Y si la historia de María duele, no es la única. Ahí está el caso de un profesor universitario jubilado que, con todos sus títulos y años de servicio, hoy vende cigarros y café en su cuadra para poder comer algo decente. Su pensión estatal, como la de tantos otros, no alcanza ni para una comida al día. Vive del invento, del trueque, del favor del vecino. Una vergüenza para un país que presume de justicia social en la propaganda, pero abandona a sus viejos en la práctica.
En Santiago de Cuba, otra abuela resiste con sus nietos los apagones interminables, cocinando con leña, alumbrándose con velas, resolviendo con lo que tenga a mano. La casa es un horno sin luz ni comida suficiente, y aún así ella sigue, porque en este país, las abuelas se han convertido en guerreras sin escudo.
Y mientras tanto, el régimen se escuda en sus cifras falsas. Anuncian aumentos de pensión que no alcanzan ni para un pan con algo. Un economista independiente ya les tiró por tierra esa mentira, dejando claro que esos “incrementos” son solo maquillaje para una inflación que devora sin piedad a los más pobres.

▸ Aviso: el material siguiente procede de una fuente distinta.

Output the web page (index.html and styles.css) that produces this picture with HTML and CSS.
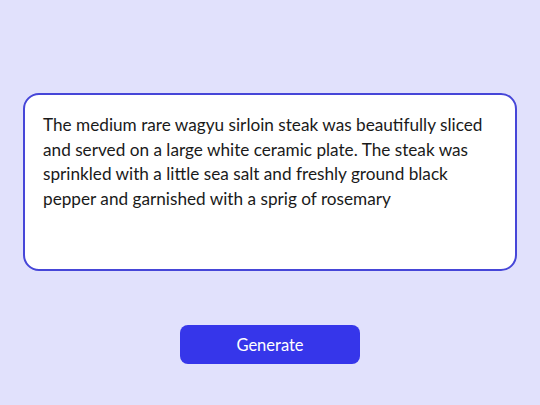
FILE: index.html
```html
<!DOCTYPE html>
<html>
<head>
<meta charset="utf-8">
<link rel="stylesheet" href="styles.css">
</head>
<body>
<main class="page">
  <div class="prompt-box">
    <p class="prompt-text">The medium rare wagyu sirloin steak was beautifully sliced and served on a large white ceramic plate. The steak was sprinkled with a little sea salt and freshly ground black pepper and garnished with a sprig of rosemary</p>
  </div>
  <button class="generate-btn">Generate</button>
</main>
</body>
</html>
```
FILE: styles.css
```css
html, body {
  margin: 0;
  padding: 0;
}
body {
  background: #e1e1fc;
  width: 540px;
  height: 405px;
  overflow: hidden;
  font-family: "Lato", "Noto Sans", sans-serif;
}
.page {
  display: flex;
  flex-direction: column;
  align-items: center;
  padding-top: 93px;
}
.prompt-box {
  box-sizing: border-box;
  width: 494px;
  height: 178px;
  background: #ffffff;
  border: 2px solid #4646d8;
  border-radius: 16px;
  padding: 18px 18px;
}
.prompt-text {
  margin: 0;
  font-size: 17.2px;
  line-height: 24.5px;
  color: #1a1a1a;
}
.generate-btn {
  margin-top: 54px;
  width: 180px;
  height: 39px;
  border: none;
  border-radius: 8px;
  background: #3636ea;
  color: #ffffff;
  font-family: inherit;
  font-size: 16.5px;
}
```
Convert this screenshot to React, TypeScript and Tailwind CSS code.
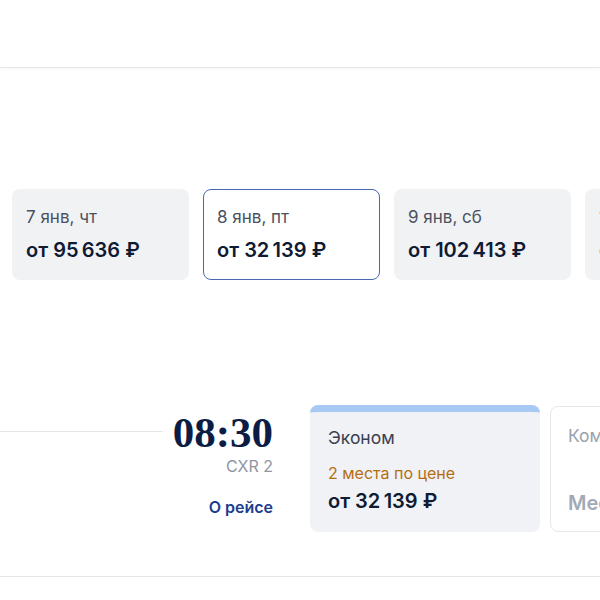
const dates = [
  { label: "7 янв, чт", price: "95\u2009636", active: false },
  { label: "8 янв, пт", price: "32\u2009139", active: true },
  { label: "9 янв, сб", price: "102\u2009413", active: false },
  { label: "10 янв, вс", price: "41\u2009870", active: false },
];

function DateCard({ label, price, active }: { label: string; price: string; active: boolean }) {
  return (
    <div
      className={
        active
          ? "w-[177px] h-[91px] shrink-0 rounded-[8px] bg-white border border-[#4868b3] pl-[13px] pt-[15px]"
          : "w-[177px] h-[91px] shrink-0 rounded-[8px] bg-[#f1f2f4] pl-[14px] pt-[16px]"
      }
    >
      <p className="text-[17px] leading-[24px] text-[#4a5160]">{label}</p>
      <p className="mt-[7px] text-[20px] leading-[28px] font-semibold text-[#0f1a33]">от {price} ₽</p>
    </div>
  );
}

export default function App() {
  return (
    <div className="w-[600px] h-[600px] overflow-hidden bg-white font-['Inter','Noto_Sans',sans-serif]">
      {/* шапка */}
      <div className="h-[68px] bg-white border-b border-[#e8e8e8] shadow-[0_1px_3px_rgba(0,0,0,0.04)]"></div>

      {/* даты */}
      <div className="mt-[121px] flex gap-[14px] pl-[12px]">
        {dates.map((d) => (
          <DateCard key={d.label} {...d} />
        ))}
      </div>

      {/* рейс */}
      <div className="mt-[125px] flex items-start h-[172px] border-b border-[#e6e6e6]">
        <div className="w-[273px] shrink-0 flex items-start">
          <div className="flex-1 h-px bg-[#e3e6eb] mt-[26px]"></div>
          <div className="ml-[10px] flex flex-col items-end">
            <p className="mt-[6px] font-['Liberation_Serif',serif] font-bold text-[43px] leading-[43px] text-[#0c1d45]">08:30</p>
            <p className="mt-[2px] text-[16px] leading-[20px] text-[#8e96a3]">CXR 2</p>
            <p className="mt-[21px] text-[16px] leading-[20px] font-semibold text-[#1d3d8f]">О рейсе</p>
          </div>
        </div>

        <div className="ml-[37px] w-[230px] h-[127px] shrink-0 rounded-[8px] bg-[#f0f2f5] border-t-[7px] border-[#a9c9f5] px-[18px] pt-[14px]">
          <p className="text-[17.5px] leading-[24px] text-[#3a4150]">Эконом</p>
          <p className="mt-[13px] text-[16px] leading-[20px] text-[#b56d14]">2 места по цене</p>
          <p className="mt-[4px] text-[20px] leading-[28px] font-semibold text-[#0f1a33]">от 32{"\u2009"}139 ₽</p>
        </div>

        <div className="ml-[10px] mt-[1px] w-[200px] h-[126px] shrink-0 rounded-[8px] bg-white border border-[#e4e7ec] px-[17px] pt-[17px]">
          <p className="text-[17.5px] leading-[24px] text-[#9aa2ae]">Комфорт</p>
          <p className="mt-[41px] text-[20px] leading-[28px] font-semibold text-[#a3aab5]">Мест нет</p>
        </div>
      </div>
    </div>
  );
}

La vejez en Cuba ya no es descanso ni merecida calma. Es sinónimo de abandono, de olvido institucional, de una vida que se estira por pura voluntad propia y no porque haya apoyo real. Los ancianos de este país, como María, son la prueba viviente del fracaso de un sistema que hace mucho tiempo dejó de proteger a su gente. Y mientras no cambie lo esencial, seguirán saliendo al mar, al sol y al fango, buscando con sus manos lo que un gobierno sin alma les ha quitado.